The movement feels like a natural evolution of the classic Doom formula. You still travel through corridors and arenas, but at high speed and with an incredible amount of verticality. Secrets and collectibles will give you some incentive to travel off of the beaten path, while-over-the-top enemies look for increasingly violent ways to cut your life short. Dodging and speeding around enemies is exhilarating, but it doesn’t compare to the absolute glee of cutting right through them as you activate a tactical slide, extending your chainsaw leg to turn rows of enemies into pink chunks.
Diverse destruction
One section I encountered had a large group of enemies all gathered around watching a stack of CRT monitors. A mini-gun sat behind them. A tap of the alternate fire button and that mini-gun became a high-powered flame thrower, perfect for barbecuing this squad of goons. As I pressed forward, the enemies started firing at me from all around at various elevations. The level became a three-dimensional bullet hell as I used my high-speed traversal to look for gaps in all the incoming attacks while I unloaded my arsenal on my adversaries. It was thrilling.

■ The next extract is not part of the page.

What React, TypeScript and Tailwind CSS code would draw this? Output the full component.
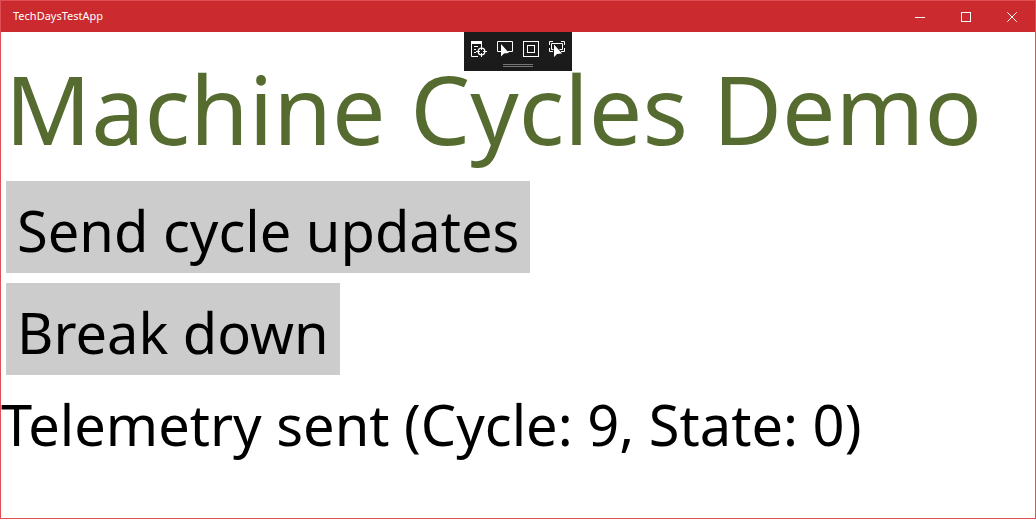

Later levels had me leaping across a series of boats, shooting armies of blade-armed cyborgs and massive hovering meatheads with mini-gun and buzzsaw hands. Enemies are aggressive and push to surround and kill you quickly. It was challenging, and I died a few times, but the tight, responsive controls made every encounter seem fair. Fast load times had me back in the action quickly, and each failed encounter felt like an action puzzle to overcome.
This was still an early build of the game, with quite a few features not yet ready to demo. The final release promises arm-mounted mini-rockets, grappling hooks, slow-motion “hero time,” upgrades, and an optional modifier to make the game harder or more over the top when it comes to PC, Switch, PS5, and Xbox in 2022.